Müzik tutkunu Adam ve aşırı kültürlü karısı Eve insanlardan uzakta sade bir yaşamı seçmiş iki entel vampirdir. Para ile kan satın alarak hayatta kalan ikilinin tüm dengeleri Eve’nin uyumsuz ikizi Ava’nın yanlarına gelmesi ile bozulur. Ava kalkıp Adam’ın dış dünya ile tek iletişim kaynağı Ian’ın kanını son damlasına kadar höpürdetince Ian sizlere ömür olur ve Ian’ın arkadaşları kayıplara karışan Ian’ı aramaya başlar. Fark edilmekten korkan ikili bu sefer de Eve’nin tedarikçisi Bilal’in yanına Lübnan’a gider. Fekat Bilal onlar gibi ölümsüz bir vampir olmadığı için yaşlılığın pençesine düşmüştür. Bilal’den de umduğunu bulamayan ikili Lübnan sokaklarında dolanırken aşık iki gençle karşılaşır ve onları sömürmeye karar verir. Jim Jarmusch, özünden kaçmaya çalışan iki vampir üzerinden kim olduğunuz gerçeğinden kaçamazsınız en iyisi kabullenin diye izleyiciye mesaj mı vermek istiyor diye sorgulamayın. Sinemanın nevi şahsına münhasır yönetmenlerinden Jim beyin ne yapmaya çalıştığını bilmek ya da anlamaya çalışmak David Lynch’ı anlamaya çalışmaktan bile daha zor. Şahsen ben Adem ve Havva hikayesine kadar indim filmi izlerken.

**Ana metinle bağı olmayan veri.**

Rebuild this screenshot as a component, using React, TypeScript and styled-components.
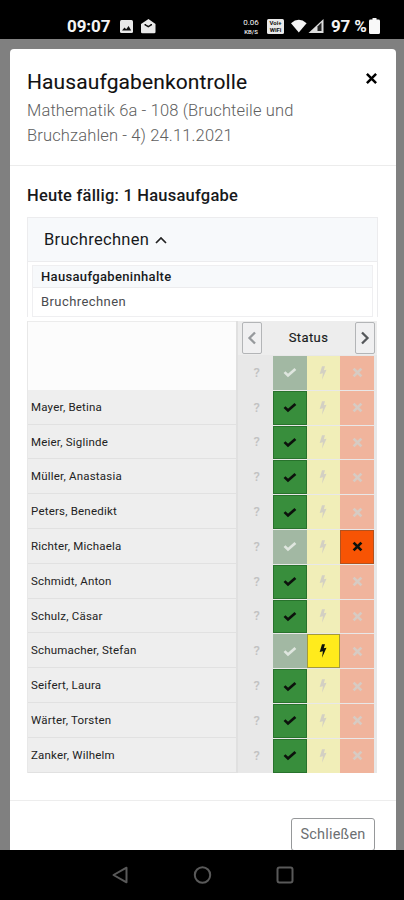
import React from "react";
import styled, { createGlobalStyle } from "styled-components";

const Global = createGlobalStyle`
  * { box-sizing: border-box; }
  body { margin: 0; background: #000; font-family: Roboto, "Liberation Sans", sans-serif; color: #17191c; }
`;

const Screen = styled.div`
  width: 404px;
  height: 900px;
  display: flex;
  flex-direction: column;
  overflow: hidden;
  background: #000;
`;

const StatusBar = styled.header`
  height: 39px;
  flex: none;
  display: flex;
  align-items: center;
  padding: 13px 24px 0 67px;
  color: #f4f4f4;
  font-size: 17px;
  font-weight: 700;
  svg { display: block; flex: none; }
`;
const Clock = styled.span`
  width: 53px;
  letter-spacing: -0.1px;
  line-height: 22px;
`;
const Spacer = styled.span`
  flex: 1;
`;
const NetRate = styled.span`
  display: flex;
  flex-direction: column;
  width: 18px;
  margin-right: 7px;
  font-size: 8px;
  line-height: 10px;
  font-weight: 400;
  text-align: center;
  small { font-size: 6px; line-height: 7px; font-weight: 500; }
`;
const Wifi = styled.span`
  display: flex;
  flex-direction: column;
  justify-content: center;
  width: 17px;
  height: 15px;
  margin-right: 7px;
  border-radius: 1.5px;
  background: #e9e9e9;
  color: #111;
  font-size: 6px;
  line-height: 7px;
  text-align: center;
`;
const Percent = styled.span`
  margin-left: 7px;
  width: 38px;
  white-space: nowrap;
  font-size: 17px;
  line-height: 22px;
  letter-spacing: -0.2px;
`;

const Backdrop = styled.main`
  flex: 1;
  min-height: 0;
  padding: 10px 8px 0 10px;
  background: #808080;
`;
const Dialog = styled.section`
  height: 100%;
  display: flex;
  flex-direction: column;
  overflow: hidden;
  border-radius: 4px 4px 0 0;
  background: #fff;
`;
const DialogHead = styled.div`
  height: 117px;
  flex: none;
  display: flex;
  justify-content: space-between;
  padding: 19px 18px 0 17px;
  border-bottom: 1px solid #ececec;
`;
const Title = styled.h1`
  margin: 0;
  font-size: 21px;
  line-height: 28px;
  font-weight: 400;
  letter-spacing: 0.11px;
  color: #111;
  -webkit-text-stroke: 0.1px #111;
`;
const Subtitle = styled.p`
  margin: 2px 0 0;
  width: 300px;
  font-size: 16.5px;
  line-height: 25px;
  font-weight: 300;
  letter-spacing: 0.14px;
  color: #606060;
`;
const CloseIcon = styled.button`
  height: 20px;
  padding: 0;
  border: 0;
  background: none;
  svg { display: block; }
`;
const DialogBody = styled.div`
  flex: none;
  height: 635px;
  padding: 18px 18px 0 17px;
  border-bottom: 1px solid #ededed;
`;
const Due = styled.h2`
  margin: 0 0 9px;
  font-size: 16.5px;
  line-height: 24px;
  font-weight: 500;
  letter-spacing: 0.22px;
`;
const Card = styled.div`
  border: 1px solid #ececee;
  border-bottom: 0;
`;
const CardToggle = styled.div`
  height: 44px;
  display: flex;
  align-items: center;
  gap: 6px;
  padding-left: 16px;
  border-bottom: 1px solid #ececee;
  background: #f7f9fb;
  font-size: 16.5px;
  letter-spacing: 0.3px;
`;
const Contents = styled.div`
  margin: 3px 4px 4px;
  border: 1px solid #efeff1;
  font-size: 13px;
  letter-spacing: 0.34px;
`;
const ContentsHead = styled.div`
  height: 22px;
  padding-left: 8px;
  border-bottom: 1px solid #ececee;
  background: #f7f9fb;
  font-weight: 500;
  line-height: 21px;
`;
const ContentsLine = styled.div`
  height: 28px;
  padding-left: 8px;
  line-height: 27px;
  letter-spacing: 0.42px;
  color: #4a4c4f;
`;

const Grid = styled.div`
  display: flex;
  width: 350px;
  height: 452px;
  background: #ececec;
`;
const Names = styled.div`
  width: 211px;
  border-right: 2px solid #e0e0e0;
  border-left: 1px solid #e8e8e8;
`;
const NamesHead = styled.div`
  height: 68.8px;
  border-top: 1px solid #ececec;
  background: #fcfcfc;
`;
const Name = styled.div`
  height: 34.8px;
  padding-left: 3px;
  border-bottom: 1px solid #e1e1e1;
  background: #eee;
  font-size: 11.5px;
  line-height: 35.4px;
  letter-spacing: 0.2px;
  color: #222;
`;
const Statuses = styled.div`
  flex: 1;
  background: #e8e8e8;
`;
const StatusNav = styled.div`
  height: 34px;
  display: flex;
  align-items: flex-start;
  justify-content: space-between;
  padding: 1px 2px 0 4px;
  background: #ededed;
  font-size: 13px;
  line-height: 32px;
  letter-spacing: 0.4px;
  -webkit-text-stroke: 0.15px #222;
`;
const NavButton = styled.button<{ $strong?: boolean }>`
  width: 20px;
  height: 32px;
  display: grid;
  place-items: center;
  padding: 0;
  border: 1px solid #b3b5b7;
  border-radius: 2px;
  background: #f0f0f1;
  color: ${(p) => (p.$strong ? "#55585b" : "#96999c")};
`;
const StatusRow = styled.div`
  height: 34.8px;
  display: grid;
  grid-template-columns: 34.5px 34px 33.5px 34px;
  background: #e8e8e8;
`;

type Kind = "none" | "done" | "partial" | "missing";
const fills: Record<Kind, [string, string]> = {
  none: ["#e8e8e8", "#e8e8e8"],
  done: ["#a2b8a3", "#388e3c"],
  partial: ["#f1eeb8", "#ffeb1c"],
  missing: ["#f0b49c", "#f75404"],
};
const edges: Record<Kind, string> = {
  none: "#e8e8e8",
  done: "#28722c",
  partial: "#a49a3c",
  missing: "#b2521e",
};
const inks: Record<Kind, string> = {
  none: "#c2c2c2",
  done: "#dfe6df",
  partial: "#d3d0c3",
  missing: "#d7cbc3",
};
const Cell = styled.div<{ $kind: Kind; $on: boolean }>`
  display: grid;
  place-items: center;
  margin-top: ${(p) => (p.$kind === "none" ? 0 : "1px")};
  padding-left: ${(p) => (p.$kind === "none" ? "3px" : 0)};
  border: 1px solid ${(p) => (p.$on ? edges[p.$kind] : fills[p.$kind][0])};
  background: ${(p) => fills[p.$kind][p.$on ? 1 : 0]};
  color: ${(p) => (p.$on ? "#0c120c" : inks[p.$kind])};
  font-size: 13px;
  font-weight: 500;
  svg { display: block; }
`;

const Footer = styled.div`
  display: flex;
  justify-content: flex-end;
  padding: 17px 21px 0;
`;
const CloseButton = styled.button`
  width: 84px;
  height: 33px;
  padding: 0;
  border: 1px solid #96989a;
  border-radius: 3px;
  background: #fff;
  color: #6c6f72;
  font-family: inherit;
  font-size: 14.5px;
  letter-spacing: 0.2px;
`;
const NavBar = styled.nav`
  height: 50px;
  flex: none;
  display: flex;
  align-items: center;
  gap: 62px;
  padding-left: 111px;
  svg { display: block; }
`;

const Check = () => (
  <svg width="14" height="11" viewBox="0 0 14 11">
    <path d="M1.5 5.1 5 8.5 12.4 1.9" fill="none" stroke="currentColor" strokeWidth="2.7" />
  </svg>
);
const Bolt = () => (
  <svg width="8" height="14" viewBox="0 0 8 14">
    <path d="M3 .2h3L4.8 4.2 7.5 3.7 3 13.7 3.9 7.2.7 7.9Z" fill="currentColor" />
  </svg>
);
const Cross = ({ size = 11 }: { size?: number }) => (
  <svg width={size} height={size} viewBox="0 0 11 11">
    <path d="M1.6 1.6 9.4 9.4M9.4 1.6 1.6 9.4" fill="none" stroke="currentColor" strokeWidth={size > 11 ? 2.1 : 2.7} />
  </svg>
);
const Chevron = ({ left }: { left?: boolean }) => (
  <svg width="10" height="14" viewBox="0 0 10 14">
    <path d={left ? "M8 1.5 2.5 7 8 12.5" : "M2 1.5 7.5 7 2 12.5"} fill="none" stroke="currentColor" strokeWidth="2.3" />
  </svg>
);

const kinds: Kind[] = ["none", "done", "partial", "missing"];
const StatusCells = ({ value }: { value?: Kind }) => (
  <StatusRow>
    {kinds.map((k) => (
      <Cell key={k} $kind={k} $on={value === k}>
        {k === "none" && "?"}
        {k === "done" && <Check />}
        {k === "partial" && <Bolt />}
        {k === "missing" && <Cross />}
      </Cell>
    ))}
  </StatusRow>
);

const pupils: { name: string; value: Kind }[] = [
  { name: "Mayer, Betina", value: "done" },
  { name: "Meier, Siglinde", value: "done" },
  { name: "Müller, Anastasia", value: "done" },
  { name: "Peters, Benedikt", value: "done" },
  { name: "Richter, Michaela", value: "missing" },
  { name: "Schmidt, Anton", value: "done" },
  { name: "Schulz, Cäsar", value: "done" },
  { name: "Schumacher, Stefan", value: "partial" },
  { name: "Seifert, Laura", value: "done" },
  { name: "Wärter, Torsten", value: "done" },
  { name: "Zanker, Wilhelm", value: "done" },
];

export default function App() {
  return (
    <Screen>
      <Global />
      <StatusBar>
        <Clock>09:07</Clock>
        <svg width="13" height="13" viewBox="0 0 13 13">
          <rect width="13" height="13" rx="1.5" fill="#e9e9e9" />
          <path d="M2 10.5 4.5 7.5l1.7 1.8L8.6 6l2.6 4.5Z" fill="#111" />
        </svg>
        <svg width="23" height="15" viewBox="0 0 23 15">
          <path d="M8 5 15.5 0 22.5 5V13q0 1.3-1.3 1.3H9.3Q8 14.3 8 13Z" fill="#e9e9e9" />
          <path d="M11.5 5h7.5v1.3L15.3 8.5 11.5 6.3Z" fill="#111" />
          <path d="M13 4h4.5v1.4L15.3 6.7 13 5.4Z" fill="#e9e9e9" />
        </svg>
        <Spacer />
        <NetRate>0.06<small>KB/S</small></NetRate>
        <Wifi><span>Voi+</span><span>WiFi</span></Wifi>
        <svg width="33" height="15" viewBox="0 0 33 15">
          <path d="M0 4.2Q7.8-2.6 15.6 4.2L7.8 13.5Z" fill="#f4f4f4" />
          <path d="M17.5 14 32.5 0V14Z" fill="#ddd" />
          <path d="M26.5 7.5 30.5 3.5V12H26.5Z" fill="#222" />
        </svg>
        <Percent>97 %</Percent>
        <svg width="11" height="16" viewBox="0 0 11 16">
          <path d="M3.5 0h4v1.6H9.5Q11 1.6 11 3v11.5Q11 16 9.5 16h-8Q0 16 0 14.5V3q0-1.4 1.5-1.4h2Z" fill="#f8f8f8" />
        </svg>
      </StatusBar>
      <Backdrop>
        <Dialog>
          <DialogHead>
            <div>
              <Title>Hausaufgabenkontrolle</Title>
              <Subtitle>Mathematik 6a - 108 (Bruchteile und Bruchzahlen - 4) 24.11.2021</Subtitle>
            </div>
            <CloseIcon aria-label="Schließen"><Cross size={13} /></CloseIcon>
          </DialogHead>
          <DialogBody>
            <Due>Heute fällig: 1 Hausaufgabe</Due>
            <Card>
              <CardToggle>
                Bruchrechnen
                <svg width="12" height="8" viewBox="0 0 12 8">
                  <path d="M1 7 6 2 11 7" fill="none" stroke="#222" strokeWidth="1.7" />
                </svg>
              </CardToggle>
              <Contents>
                <ContentsHead>Hausaufgabeninhalte</ContentsHead>
                <ContentsLine>Bruchrechnen</ContentsLine>
              </Contents>
            </Card>
            <Grid>
              <Names>
                <NamesHead />
                {pupils.map((p) => <Name key={p.name}>{p.name}</Name>)}
              </Names>
              <Statuses>
                <StatusNav>
                  <NavButton aria-label="Zurück"><Chevron left /></NavButton>
                  Status
                  <NavButton $strong aria-label="Weiter"><Chevron /></NavButton>
                </StatusNav>
                <StatusCells />
                {pupils.map((p) => <StatusCells key={p.name} value={p.value} />)}
              </Statuses>
            </Grid>
          </DialogBody>
          <Footer><CloseButton>Schließen</CloseButton></Footer>
        </Dialog>
      </Backdrop>
      <NavBar>
        <svg width="20" height="20" viewBox="0 0 20 20">
          <path d="M2.5 10 15.5 2.7V17.3Z" fill="none" stroke="#595959" strokeWidth="2" strokeLinejoin="round" />
        </svg>
        <svg width="20" height="20" viewBox="0 0 20 20">
          <circle cx="9.5" cy="10" r="7.7" fill="none" stroke="#595959" strokeWidth="2" />
        </svg>
        <svg width="20" height="20" viewBox="0 0 20 20">
          <rect x="2.5" y="2.5" width="15" height="15" rx="2" fill="none" stroke="#595959" strokeWidth="2" />
        </svg>
      </NavBar>
    </Screen>
  );
}
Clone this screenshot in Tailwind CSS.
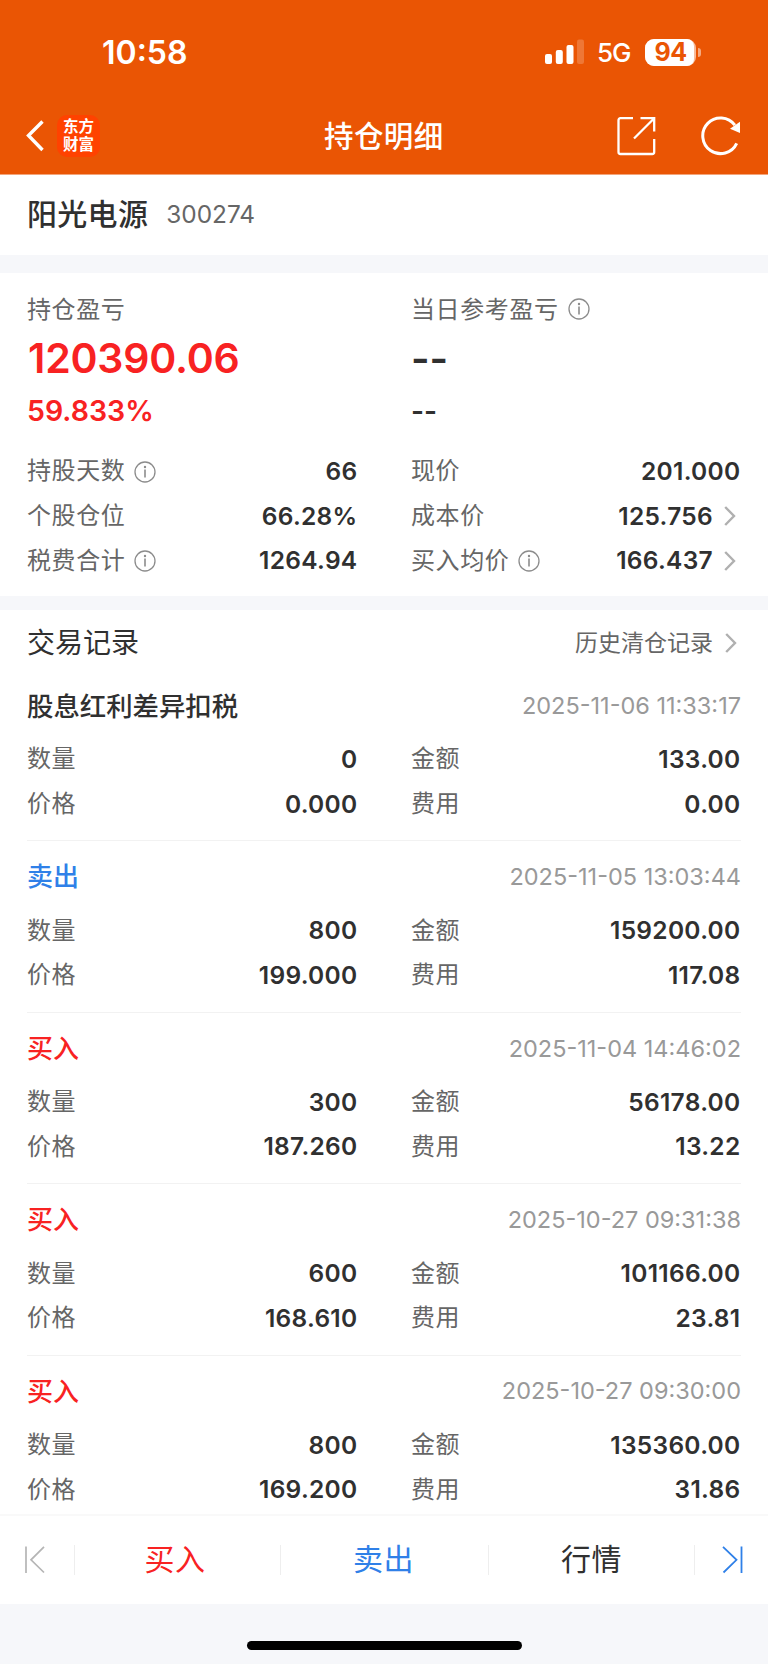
<!DOCTYPE html>
<html lang="zh-CN">
<head>
  <meta charset="UTF-8" />
  <meta name="viewport" content="width=device-width, initial-scale=1.0"/>
  <title>持仓明细</title>
  <script src="https://cdn.jsdelivr.net/npm/@tailwindcss/browser@4"></script>
</head>
<body class="bg-white">
  <!-- shared icons -->
  <svg class="hidden">
    <symbol id="info" viewBox="0 0 22 22">
      <circle cx="11" cy="11" r="10" fill="none" stroke="#8c8c8c" stroke-width="1.3"/>
      <circle cx="11" cy="6" r="1.2" fill="#8c8c8c"/>
      <path d="M11 8.600v7.800" stroke="#8c8c8c" stroke-width="1.6"/>
    </symbol>
    <symbol id="arrow" viewBox="0 0 12 20">
      <path d="M1.200 1l8.800 9-8.800 9" fill="none" stroke="#b0b0b0" stroke-width="2.400"/>
    </symbol>
  </svg>

  <div class="w-[768px] h-[1664px] flex flex-col overflow-hidden bg-[#f6f7fa] text-[#303030] font-['Inter','Noto_Sans_CJK_SC',sans-serif]">
    <header class="h-[175px] shrink-0 bg-[#ea5504] text-white border-b border-[#f3a47a]">
      <div class="h-[98px] pt-[6px] pl-[102px] pr-[67px] flex items-center">
        <span class="pt-[2px] text-[32px] font-semibold leading-none">10:58</span>
        <svg class="ml-auto w-[40px] h-[26px]" viewBox="0 0 40 26">
          <rect x="1" y="15" width="7" height="10" rx="2" fill="#fff"/>
          <rect x="11.800" y="11" width="7" height="14" rx="2" fill="#fff"/>
          <rect x="22.500" y="6" width="7" height="19" rx="2" fill="#fff"/>
          <rect x="33" y="0.5" width="7" height="24.5" rx="2" fill="#fff" opacity=".2"/>
        </svg>
        <span class="ml-[13px] w-[35px] pt-[2px] text-[26px] font-medium leading-none tracking-[-1px]">5G</span>
        <div class="ml-[13px] w-[51px] h-[27px] rounded-[9px] bg-white/60">
          <div class="w-[49px] h-[27px] rounded-l-[9px] rounded-r-[7px] bg-white text-[#ea5504] text-[25px] font-bold leading-[27px] text-center pl-[2px] tracking-[-0.5px]">94</div>
        </div>
        <div class="ml-[2px] w-[3px] h-[9px] rounded-r-full bg-white/50"></div>
      </div>
      <div class="h-[76px] pl-[25px] pr-[27px] flex items-center">
        <svg class="w-[20px] h-[34px]" viewBox="0 0 20 34"><path d="M17.500 2.500L3.500 16.500 17.500 31" fill="none" stroke="#fff" stroke-width="3.4"/></svg>
        <div class="ml-[12px] w-[43px] h-[42px] rounded-[10px] bg-[#ff4200] flex flex-col items-center justify-center pb-px text-[15.500px] leading-[18px] font-bold">
          <span>东方</span><span>财富</span>
        </div>
        <h1 class="ml-[224px] pt-[2px] text-[29.500px] tracking-[0.4px] font-medium leading-none">持仓明细</h1>
        <svg class="ml-auto w-[40px] h-[40px]" viewBox="0 0 40 40" fill="none" stroke="#fff" stroke-width="2.300">
          <path d="M17 2.200H4.500q-2 0-2 2V36q0 2 2 2h31.700q2 0 2-2V23"/>
          <path d="M24.500 2.200H38.200V15.500M37.500 3L18 22.500"/>
        </svg>
        <svg class="ml-[44px] w-[41px] h-[40px]" viewBox="0 0 41 40">
          <path d="M34.900 9.200A17.800 17.800 0 1 0 36.700 27.300" fill="none" stroke="#fff" stroke-width="3"/>
          <path d="M40 5.700V17L30 12.700z" fill="#fff"/>
        </svg>
      </div>
    </header>

    <section class="h-[80px] shrink-0 bg-white px-[27px] flex items-center">
      <h2 class="pb-[3px] text-[30px] tracking-[0.3px] font-medium leading-none">阳光电源</h2>
      <span class="ml-[18px] pb-px text-[24.400px] text-[#666]">300274</span>
    </section>

    <section class="mt-[18px] h-[323px] shrink-0 bg-white px-[27px] pt-[23px]">
      <div class="grid grid-cols-[330px_329px] gap-x-[54px]">
        <div>
          <div class="h-[28px] flex items-center text-[24px] tracking-[0.6px] text-[#666]">持仓盈亏</div>
          <div class="mt-[10px] h-[48px] leading-[48px] pl-px text-[41px] tracking-[-0.2px] font-semibold text-[#f82222]">120390.06</div>
          <div class="mt-[11px] h-[36px] leading-[36px] text-[28.500px] font-semibold text-[#f82222]">59.833%</div>
        </div>
        <div>
          <div class="h-[28px] flex items-center text-[24px] tracking-[0.6px] text-[#666]">当日参考盈亏<svg class="ml-[9px] mb-[2px] size-[22px]"><use href="#info"/></svg></div>
          <div class="mt-[10px] pt-px h-[48px] leading-[48px] text-[40px] font-semibold">--</div>
          <div class="mt-[11px] h-[36px] leading-[36px] text-[28px] font-semibold">--</div>
        </div>
      </div>
      <div class="mt-[20px] grid grid-cols-[330px_329px] gap-x-[54px] auto-rows-[44.7px] text-[24px]">
        <div class="flex items-center"><span class="tracking-[0.6px] text-[#666]">持股天数</span><svg class="ml-[9px] mt-px size-[22px]"><use href="#info"/></svg><b class="ml-auto font-semibold text-[24.500px] tracking-[0.3px] mr-[-0.5px]">66</b></div>
        <div class="flex items-center"><span class="tracking-[0.6px] text-[#666]">现价</span><b class="ml-auto font-semibold text-[24.500px] tracking-[0.3px] mr-[-0.5px]">201.000</b></div>
        <div class="flex items-center"><span class="tracking-[0.6px] text-[#666]">个股仓位</span><b class="ml-auto font-semibold text-[24.500px] tracking-[0.3px] mr-[-0.5px]">66.28%</b></div>
        <div class="flex items-center"><span class="tracking-[0.6px] text-[#666]">成本价</span><b class="ml-auto font-semibold text-[24.500px] tracking-[0.3px]">125.756</b><svg class="ml-[11px] mr-[4px] w-[12px] h-[20px]"><use href="#arrow"/></svg></div>
        <div class="flex items-center"><span class="tracking-[0.6px] text-[#666]">税费合计</span><svg class="ml-[9px] mt-px size-[22px]"><use href="#info"/></svg><b class="ml-auto font-semibold text-[24.500px] tracking-[0.3px] mr-[-0.5px]">1264.94</b></div>
        <div class="flex items-center"><span class="tracking-[0.6px] text-[#666]">买入均价</span><svg class="ml-[9px] mt-px size-[22px]"><use href="#info"/></svg><b class="ml-auto font-semibold text-[24.500px] tracking-[0.3px]">166.437</b><svg class="ml-[11px] mr-[4px] w-[12px] h-[20px]"><use href="#arrow"/></svg></div>
      </div>
    </section>

    <section class="mt-[14px] h-[904px] shrink-0 bg-white px-[27px] overflow-hidden">
      <div class="h-[60px] pt-[6px] flex items-center">
        <h3 class="text-[28px] leading-none">交易记录</h3>
        <span class="ml-auto text-[23px] leading-none text-[#666]">历史清仓记录</span>
        <svg class="ml-[12px] mr-[4px] w-[12px] h-[20px]"><use href="#arrow"/></svg>
      </div>
      <div id="records"></div>
    </section>

    <nav class="h-[90px] shrink-0 border-t-2 border-[#f9f9f9] bg-white px-[24px] flex items-center text-[30px]">
      <svg class="w-[50px] h-[28px]" viewBox="0 0 50 28" fill="none" stroke="#b5b5b5" stroke-width="1.700"><path d="M2 0.500V27M20 0.800L7 13.800 20 26.500"/></svg>
      <div class="w-px h-[30px] bg-[#eee]"></div>
      <button class="w-[205px] pr-[5px] pb-[2px] tracking-[0.4px] text-[#f82222]">买入</button>
      <div class="w-px h-[30px] bg-[#eee]"></div>
      <button class="w-[207px] pr-[2px] pb-[2px] tracking-[0.4px] text-[#2f80e8]">卖出</button>
      <div class="w-px h-[30px] bg-[#eee]"></div>
      <button class="w-[205px] pb-[2px] tracking-[0.4px]">行情</button>
      <div class="w-px h-[30px] bg-[#eee]"></div>
      <svg class="ml-auto w-[22px] h-[28px]" viewBox="0 0 22 28" fill="none" stroke="#2f80e8" stroke-width="1.800"><path d="M19.500 0.500V27M1 0.800L14.500 13.800 1.500 26.500"/></svg>
    </nav>

    <div class="h-[60px] shrink-0 pt-[37px]">
      <div class="mx-auto w-[275px] h-[9px] rounded-full bg-black"></div>
    </div>
  </div>

  <script>
    // type, color, time, quantity, amount, price, fee
    const records = [
      ['股息红利差异扣税', 'text-[26.400px] text-[#303030]', '2025-11-06 11:33:17', '0', '133.00', '0.000', '0.00'],
      ['卖出', 'text-[26px] text-[#2f80e8]', '2025-11-05 13:03:44', '800', '159200.00', '199.000', '117.08'],
      ['买入', 'text-[26px] text-[#f82222]', '2025-11-04 14:46:02', '300', '56178.00', '187.260', '13.22'],
      ['买入', 'text-[26px] text-[#f82222]', '2025-10-27 09:31:38', '600', '101166.00', '168.610', '23.81'],
      ['买入', 'text-[26px] text-[#f82222]', '2025-10-27 09:30:00', '800', '135360.00', '169.200', '31.86'],
    ];
    const cell = (label, value) => `
      <div class="flex items-center"><span class="tracking-[0.6px] text-[#666]">${label}</span><b class="ml-auto font-semibold text-[24.500px] tracking-[0.3px] mr-[-0.5px]">${value}</b></div>`;
    document.getElementById('records').innerHTML = records.map(([type, color, time, qty, amount, price, fee]) => `
      <div class="h-[171.4px] pt-[11px] border-b border-[#f2f2f2]">
        <div class="h-[50px] flex items-center">
          <span class="font-medium leading-none ${color}">${type}</span>
          <span class="ml-auto pb-px text-[23.500px] leading-none text-[#999]">${time}</span>
        </div>
        <div class="mt-[6px] grid grid-cols-[330px_329px] gap-x-[54px] auto-rows-[44.7px] text-[24px]">
          ${cell('数量', qty)}${cell('金额', amount)}${cell('价格', price)}${cell('费用', fee)}
        </div>
      </div>`).join('');
  </script>
</body>
</html>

İran’ın Amerikan yapımı ilk vampir filminin kara çarşaflı dişi vampiri (A Girl Walks Home Alone at Night)


İran’da yasaklanan filmi izleyen izleyicide, muhtemelen İran’ı hiç görmemiş, ailesi 1979’da Avrupa ya da Amerika’ya kaçmış İran kökenli bir yönetmen çekmiş olmalı hissi uyandırıyor. Araştırdım gerçekten de filmin yönetmeni Birleşik Krallık doğumlu muhtemel anne İngiliz baba İranlı bir ablaymış. Zaten vampir ablamızın oldukça feminist davranıp önce fahişelere kötü davranan torbacıyı öldürmesi, sonra da ağaç yaşken eğilir misali bir oğlan çocuğunu korkutması ardından da fahişe bir kadına zorla uyuşturucu enjekte eden adamı öldürmesi yönetmenin kadın olduğu izlenimini veriyordu. Filmde fahişe Şirin’i canlandıran kadın yönetmenmiş dedikten sonra filmin kara çarşaflı, feminist vampirine gelelim. Filmde gece yarısı kaykayla ya da kaykaysız dolaşan vampir abla, sürmeli kocaman gözleri ve pelerin görünümü verdiği kara çarşafıyla ben vampirim dercesine adeta bağırıyor ama o kadar cinayete rağmen kimsenin bundan şüphelendiği yok. Gölge gibi öldüreceği insanları takip ediyor ama bir Allah’ın kulu bizim vampir ablayı görmüyor. Hepsini geçtim de boynunda at nalı ebatlarında sex dövmesi olan kötü adamımız nasıl oluyor da İran sokaklarında elini kolunu sallaya sallaya gezebiliyor? Kostüm balosuna Kont Drakula olarak katılan Arash hoşlandığı kız Şeyda’dan yüz bulamayınca haplı haplı sokaklara düşüyor ve karşısına çıkan vampir ablaya sarılıyor. Bu da ilk gördüğü erkeğe aşık olan salak ergen misali Arash’a aşık oluyor. Yani tamam aşka saygımız var da, o sarılma anında hiç mi şunun boynunu bir ısırayım diye geçirmez aklından vampir ablamız? Anlamak mümkün değil. Yavrucuğum sen vampirsin vampir. Vallahi filmin tek orijinal yanı kara çarşafın vampirlerin bir numaralı aksesuarı pelerin yerine kullanılmasıydı.